:: WORK REQUIRED ::
Transcribe all of the data exactly. Omit the pictures.

------------------------------------------------

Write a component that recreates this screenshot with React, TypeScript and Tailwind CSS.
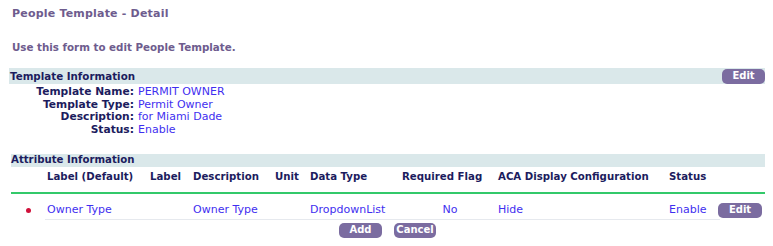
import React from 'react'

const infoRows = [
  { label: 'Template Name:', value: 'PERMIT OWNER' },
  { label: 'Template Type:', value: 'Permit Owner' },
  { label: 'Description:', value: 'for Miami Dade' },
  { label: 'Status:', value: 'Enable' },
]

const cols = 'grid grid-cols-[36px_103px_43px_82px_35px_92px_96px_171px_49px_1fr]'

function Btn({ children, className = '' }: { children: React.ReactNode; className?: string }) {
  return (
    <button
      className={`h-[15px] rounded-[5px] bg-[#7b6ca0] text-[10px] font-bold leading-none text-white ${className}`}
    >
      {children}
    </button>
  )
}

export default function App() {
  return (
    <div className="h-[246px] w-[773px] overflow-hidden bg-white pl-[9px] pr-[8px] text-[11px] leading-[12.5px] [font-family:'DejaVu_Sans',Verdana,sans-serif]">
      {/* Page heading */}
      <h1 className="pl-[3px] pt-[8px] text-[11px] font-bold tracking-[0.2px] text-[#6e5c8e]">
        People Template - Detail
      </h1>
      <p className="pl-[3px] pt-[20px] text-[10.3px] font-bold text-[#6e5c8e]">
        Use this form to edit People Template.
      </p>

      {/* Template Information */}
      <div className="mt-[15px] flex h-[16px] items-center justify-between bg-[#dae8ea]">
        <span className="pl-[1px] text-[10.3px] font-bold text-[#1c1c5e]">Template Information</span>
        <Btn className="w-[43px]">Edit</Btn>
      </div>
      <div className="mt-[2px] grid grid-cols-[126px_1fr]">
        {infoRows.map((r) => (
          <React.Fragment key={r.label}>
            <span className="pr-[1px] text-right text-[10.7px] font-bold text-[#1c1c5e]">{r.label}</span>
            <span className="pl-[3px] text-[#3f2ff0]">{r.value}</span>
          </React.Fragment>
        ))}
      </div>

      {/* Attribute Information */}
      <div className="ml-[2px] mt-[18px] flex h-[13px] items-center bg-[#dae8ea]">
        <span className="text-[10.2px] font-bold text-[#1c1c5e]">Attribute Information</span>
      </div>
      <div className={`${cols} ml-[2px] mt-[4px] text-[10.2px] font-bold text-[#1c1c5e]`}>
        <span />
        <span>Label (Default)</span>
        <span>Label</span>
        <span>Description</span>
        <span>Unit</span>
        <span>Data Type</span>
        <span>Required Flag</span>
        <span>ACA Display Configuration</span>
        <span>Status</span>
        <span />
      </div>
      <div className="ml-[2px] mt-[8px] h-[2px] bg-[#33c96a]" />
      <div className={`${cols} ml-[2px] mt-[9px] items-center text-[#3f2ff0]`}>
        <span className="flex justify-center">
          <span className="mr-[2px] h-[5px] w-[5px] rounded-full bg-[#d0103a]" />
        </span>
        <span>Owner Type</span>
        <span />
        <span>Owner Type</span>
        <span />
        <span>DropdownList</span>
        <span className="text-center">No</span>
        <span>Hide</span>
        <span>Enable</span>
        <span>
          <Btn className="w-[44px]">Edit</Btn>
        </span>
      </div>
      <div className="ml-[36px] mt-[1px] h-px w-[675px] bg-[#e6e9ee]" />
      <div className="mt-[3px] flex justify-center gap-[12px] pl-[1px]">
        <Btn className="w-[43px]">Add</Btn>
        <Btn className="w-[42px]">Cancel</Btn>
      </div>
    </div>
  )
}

------------------------------------------------

:: SOLUTION TO THIS TASK ::
Write a component that recreates this screenshot with React, TypeScript and Tailwind CSS.
import React from 'react'

const infoRows = [
  { label: 'Template Name:', value: 'PERMIT OWNER' },
  { label: 'Template Type:', value: 'Permit Owner' },
  { label: 'Description:', value: 'for Miami Dade' },
  { label: 'Status:', value: 'Enable' },
]

const cols = 'grid grid-cols-[36px_103px_43px_82px_35px_92px_96px_171px_49px_1fr]'

function Btn({ children, className = '' }: { children: React.ReactNode; className?: string }) {
  return (
    <button
      className={`h-[15px] rounded-[5px] bg-[#7b6ca0] text-[10px] font-bold leading-none text-white ${className}`}
    >
      {children}
    </button>
  )
}

export default function App() {
  return (
    <div className="h-[246px] w-[773px] overflow-hidden bg-white pl-[9px] pr-[8px] text-[11px] leading-[12.5px] [font-family:'DejaVu_Sans',Verdana,sans-serif]">
      {/* Page heading */}
      <h1 className="pl-[3px] pt-[8px] text-[11px] font-bold tracking-[0.2px] text-[#6e5c8e]">
        People Template - Detail
      </h1>
      <p className="pl-[3px] pt-[20px] text-[10.3px] font-bold text-[#6e5c8e]">
        Use this form to edit People Template.
      </p>

      {/* Template Information */}
      <div className="mt-[15px] flex h-[16px] items-center justify-between bg-[#dae8ea]">
        <span className="pl-[1px] text-[10.3px] font-bold text-[#1c1c5e]">Template Information</span>
        <Btn className="w-[43px]">Edit</Btn>
      </div>
      <div className="mt-[2px] grid grid-cols-[126px_1fr]">
        {infoRows.map((r) => (
          <React.Fragment key={r.label}>
            <span className="pr-[1px] text-right text-[10.7px] font-bold text-[#1c1c5e]">{r.label}</span>
            <span className="pl-[3px] text-[#3f2ff0]">{r.value}</span>
          </React.Fragment>
        ))}
      </div>

      {/* Attribute Information */}
      <div className="ml-[2px] mt-[18px] flex h-[13px] items-center bg-[#dae8ea]">
        <span className="text-[10.2px] font-bold text-[#1c1c5e]">Attribute Information</span>
      </div>
      <div className={`${cols} ml-[2px] mt-[4px] text-[10.2px] font-bold text-[#1c1c5e]`}>
        <span />
        <span>Label (Default)</span>
        <span>Label</span>
        <span>Description</span>
        <span>Unit</span>
        <span>Data Type</span>
        <span>Required Flag</span>
        <span>ACA Display Configuration</span>
        <span>Status</span>
        <span />
      </div>
      <div className="ml-[2px] mt-[8px] h-[2px] bg-[#33c96a]" />
      <div className={`${cols} ml-[2px] mt-[9px] items-center text-[#3f2ff0]`}>
        <span className="flex justify-center">
          <span className="mr-[2px] h-[5px] w-[5px] rounded-full bg-[#d0103a]" />
        </span>
        <span>Owner Type</span>
        <span />
        <span>Owner Type</span>
        <span />
        <span>DropdownList</span>
        <span className="text-center">No</span>
        <span>Hide</span>
        <span>Enable</span>
        <span>
          <Btn className="w-[44px]">Edit</Btn>
        </span>
      </div>
      <div className="ml-[36px] mt-[1px] h-px w-[675px] bg-[#e6e9ee]" />
      <div className="mt-[3px] flex justify-center gap-[12px] pl-[1px]">
        <Btn className="w-[43px]">Add</Btn>
        <Btn className="w-[42px]">Cancel</Btn>
      </div>
    </div>
  )
}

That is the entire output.